The Primary Care Nursing Research Unit is a collaboration between University College London, King's College London, North Central London Community Research Consortium and Camden Primary Care Trust.
Practice nurses and older people: a case management approach to care
Article first published online: 28 JUL 2005
Journal of Advanced Nursing
Volume 51, Issue 4, pages 343–352, August 2005
How to Cite
Evans, C., Drennan, V. and Roberts, J. (2005), Practice nurses and older people: a case management approach to care. Journal of Advanced Nursing, 51: 343–352. doi: 10.1111/j.1365-2648.2005.03504.x
- Issue published online: 28 JUL 2005
- Article first published online: 28 JUL 2005
- Accepted for publication 14 January 2005
- case management;
- elder care;
- practice nursing;
- primary care
Aim. This paper reports on aspects of a study designed to answer the research questions: (i) To what extent do practice nurses use the five cyclical elements of a case management approach when caring for people aged over 75 years? (ii) What determines or deters practice nurses’ use of the cyclical elements of a case management approach in caring for older people?
Background. Case management is an approach that uses a cyclical process of assessment, planning, implementation, monitoring and evaluation to provide systematic proactive care to people with complex health and social care needs. In England, specialist practice nurse case managers for older people have been piloted in ten primary care trusts and the posts are to be implemented nationally by 2008. No baseline work has, however, considered the applicability of developing the existing generalist practice nurse workforce.
Method. A 26-item structured postal questionnaire was used to explore both practice nurses’ use of a case management approach when working with older people, and what factors influenced the care provided. A random sample of 500 practice nurses was selected from the Royal College of Nursing Practice Nurse Association member database.

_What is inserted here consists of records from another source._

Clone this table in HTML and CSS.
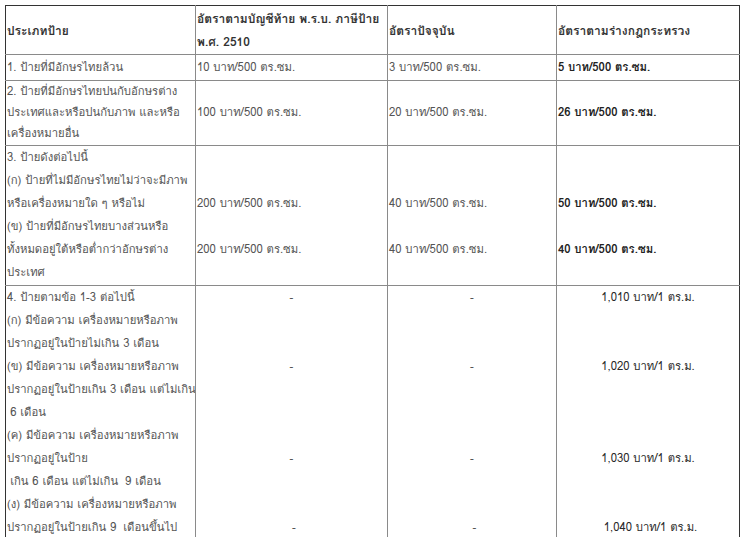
FILE: index.html
```html
<!DOCTYPE html>
<html lang="th">
<head>
<meta charset="utf-8">
<title>อัตราภาษีป้าย</title>
<link rel="stylesheet" href="styles.css">
</head>
<body>
<table class="rates">
  <colgroup>
    <col class="c1"><col class="c2"><col class="c3"><col class="c4">
  </colgroup>
  <tr class="head">
    <th>ประเภทป้าย</th>
    <th>อัตราตามบัญชีท้าย พ.ร.บ. ภาษีป้าย<br>พ.ศ. 2510</th>
    <th>อัตราปัจจุบัน</th>
    <th>อัตราตามร่างกฎกระทรวง</th>
  </tr>
  <tr class="r1">
    <td>1. ป้ายที่มีอักษรไทยล้วน</td>
    <td>10 บาท/500 ตร.ซม.</td>
    <td>3 บาท/500 ตร.ซม.</td>
    <td class="new">5 บาท/500 ตร.ซม.</td>
  </tr>
  <tr class="r2">
    <td>2. ป้ายที่มีอักษรไทยปนกับอักษรต่าง<br>ประเทศและหรือปนกับภาพ และหรือ<br>เครื่องหมายอื่น</td>
    <td>100 บาท/500 ตร.ซม.</td>
    <td>20 บาท/500 ตร.ซม.</td>
    <td class="new">26 บาท/500 ตร.ซม.</td>
  </tr>
  <tr class="r3">
    <td>3. ป้ายดังต่อไปนี้<br>(ก) ป้ายที่ไม่มีอักษรไทยไม่ว่าจะมีภาพ<br>หรือเครื่องหมายใด ๆ หรือไม่<br>(ข) ป้ายที่มีอักษรไทยบางส่วนหรือ<br>ทั้งหมดอยู่ใต้หรือต่ำกว่าอักษรต่าง<br>ประเทศ</td>
    <td>&nbsp;<br>&nbsp;<br>200 บาท/500 ตร.ซม.<br>&nbsp;<br>200 บาท/500 ตร.ซม.<br>&nbsp;</td>
    <td>&nbsp;<br>&nbsp;<br>40 บาท/500 ตร.ซม.<br>&nbsp;<br>40 บาท/500 ตร.ซม.<br>&nbsp;</td>
    <td class="new">&nbsp;<br>&nbsp;<br>50 บาท/500 ตร.ซม.<br>&nbsp;<br>40 บาท/500 ตร.ซม.<br>&nbsp;</td>
  </tr>
  <tr class="r4">
    <td>4. ป้ายตามข้อ 1-3 ต่อไปนี้<br>(ก) มีข้อความ เครื่องหมายหรือภาพ<br>ปรากฏอยู่ในป้ายไม่เกิน 3 เดือน<br>(ข) มีข้อความ เครื่องหมายหรือภาพ<br>ปรากฏอยู่ในป้ายเกิน 3 เดือน แต่ไม่เกิน<br>&nbsp;6 เดือน<br>(ค) มีข้อความ เครื่องหมายหรือภาพ<br>ปรากฏอยู่ในป้าย<br>&nbsp;เกิน 6 เดือน แต่ไม่เกิน&nbsp; 9 เดือน<br>(ง) มีข้อความ เครื่องหมายหรือภาพ<br>ปรากฏอยู่ในป้ายเกิน 9&nbsp; เดือนขึ้นไป</td>
    <td class="center">-<br>&nbsp;<br>&nbsp;<br>-<br>&nbsp;<br>&nbsp;<br>&nbsp;<br>-<br>&nbsp;<br>&nbsp;<br><span class="nudge">-</span></td>
    <td class="center">-<br>&nbsp;<br>&nbsp;<br>-<br>&nbsp;<br>&nbsp;<br>&nbsp;<br>-<br>&nbsp;<br>&nbsp;<br><span class="nudge">-</span></td>
    <td class="center new4">1,010 บาท/1 ตร.ม.<br>&nbsp;<br>&nbsp;<br>1,020 บาท/1 ตร.ม.<br>&nbsp;<br>&nbsp;<br>&nbsp;<br>1,030 บาท/1 ตร.ม.<br>&nbsp;<br>&nbsp;<br><span class="nudge">1,040 บาท/1 ตร.ม.</span></td>
  </tr>
</table>
</body>
</html>
```

FILE: styles.css
```css
html, body {
  margin: 0;
  padding: 0;
  background: #ffffff;
}

body {
  font-family: "Loma", "Noto Sans Thai Looped", "DejaVu Sans", sans-serif;
  font-size: 12px;
  color: #555555;
}

.rates {
  margin: 5px 0 0 5px;
  width: 734px;
  border-collapse: collapse;
  table-layout: fixed;
}

.c1 { width: 190px; }
.c2 { width: 192px; }
.c3 { width: 169px; }
.c4 { width: 183px; }

.rates th,
.rates td {
  border: 1px solid #8a8a8a;
  padding: 1px 1px;
  line-height: 23px;
  text-align: left;
  vertical-align: middle;
  white-space: nowrap;
  overflow: hidden;
}

.rates td {
  font-size: 11.3px;
}

.rates tr > :first-child { border-left-color: #333333; }
.rates tr > :last-child { border-right-color: #333333; }
.rates .head > th { border-top-color: #333333; }

.rates th {
  font-weight: bold;
  color: #333333;
}

.rates .new {
  font-weight: bold;
  color: #222222;
}

.r2 td { line-height: 21px; padding-top: 0; }

.r3 td { padding-top: 0; }

.r4 td { vertical-align: top; padding-top: 0; }

.rates .center { text-align: center; }

.new4 { color: #2a2a2a; }

.nudge { padding-left: 5px; }
```
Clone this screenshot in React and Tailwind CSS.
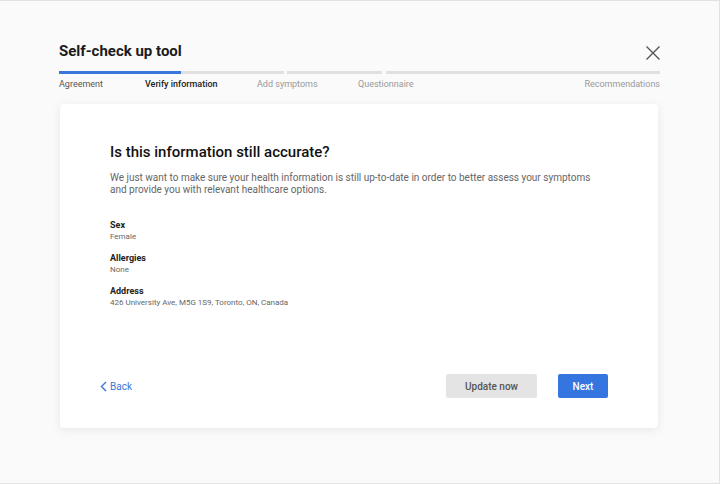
const steps = [
  { label: 'Agreement', w: 'w-[86px]', cls: 'text-[#555]' },
  { label: 'Verify information', w: 'w-[112px]', cls: 'font-medium text-[#222]' },
  { label: 'Add symptoms', w: 'w-[101px]', cls: 'text-[#999]' },
  { label: 'Questionnaire', w: 'flex-1', cls: 'text-[#999]' },
]

function Field({ label, value }) {
  return (
    <div className="mb-[10px]">
      <div className="text-[9px] font-bold leading-[12px] text-[#222]">{label}</div>
      <div className="text-[8px] leading-[11px] text-[#666]">{value}</div>
    </div>
  )
}

export default function App() {
  return (
    <div
      className="h-[484px] w-[720px] overflow-hidden border-y border-r border-[#e2e2e2] bg-[#fafafa]"
      style={{ fontFamily: 'Roboto, "Liberation Sans", sans-serif' }}
    >
      <div className="px-[59px] pt-[40px]">
        <div className="flex h-[20px] items-center justify-between">
          <h1 className="text-[15px] font-bold text-[#1a1a1a]">Self-check up tool</h1>
          <svg width="16" height="16" viewBox="0 0 16 16" className="mr-[-1px] mt-[4px]">
            <path d="M1.5 1.5 L14.5 14.5 M14.5 1.5 L1.5 14.5" stroke="#555" strokeWidth="1.4" />
          </svg>
        </div>

        <div className="mt-[10px] flex h-[3px] gap-[3px]">
          <div className="flex w-[225px] bg-[#e0e0e0]">
            <div className="w-[122px] bg-[#3a75dc]" />
          </div>
          <div className="w-[95px] bg-[#e0e0e0]" />
          <div className="ml-[1px] flex-1 bg-[#e0e0e0]" />
        </div>

        <div className="mt-[4px] flex text-[9px] leading-[12px]">
          {steps.map((s) => (
            <div key={s.label} className={`${s.w} ${s.cls}`}>
              {s.label}
            </div>
          ))}
          <div className="text-[#999]">Recommendations</div>
        </div>

        <div className="mt-[14px] ml-[1px] mr-[2px] h-[324px] rounded-[4px] bg-white px-[50px] pt-[39px] shadow-[0_2px_10px_rgba(0,0,0,0.08)]">
          <h2 className="text-[15px] font-medium leading-[18px] text-[#111]">
            Is this information still accurate?
          </h2>
          <p className="mt-[11px] w-[490px] text-[10px] leading-[12px] text-[#666]">
            We just want to make sure your health information is still up-to-date in order to better assess your symptoms
            and provide you with relevant healthcare options.
          </p>

          <div className="mt-[23px]">
            <Field label="Sex" value="Female" />
            <Field label="Allergies" value="None" />
            <Field label="Address" value="426 University Ave, M5G 1S9, Toronto, ON, Canada" />
          </div>

          <div className="ml-[-10px] mt-[66px] flex items-center">
            <button className="flex items-center gap-[3px] text-[10px] text-[#3a75dc]">
              <svg width="7" height="11" viewBox="0 0 7 11">
                <path d="M6 1 L1.5 5.5 L6 10" fill="none" stroke="#3a75dc" strokeWidth="1.4" />
              </svg>
              Back
            </button>
            <div className="flex-1" />
            <button className="h-[24px] w-[91px] rounded-[2px] bg-[#e4e4e4] text-[10px] font-medium text-[#555]">
              Update now
            </button>
            <button className="ml-[21px] h-[24px] w-[50px] rounded-[2px] bg-[#3575e0] text-[10px] font-medium text-white">
              Next
            </button>
          </div>
        </div>
      </div>
    </div>
  )
}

Results. A 45% response rate was achieved. Practice nurses assessed, planned and implemented care, but reviewing medication opportunistically and evaluating the care were uncommon. A case management approach was significantly (P = 0·005) more likely to be used in on-going management activities than in one-off treatment room care. Practice nurses with postregistration education in district nursing were significantly (P = 0·016) more likely to refer patients to social care services. Lack of time and the central role of the general practitioner were the main reasons for not incorporating case management into practice.
Conclusions. The extent to which practice nurses used elements of a case management approach was highly variable and influenced by individual professional expertise, the nature of the consultation and the practice nurse's position in the general practice.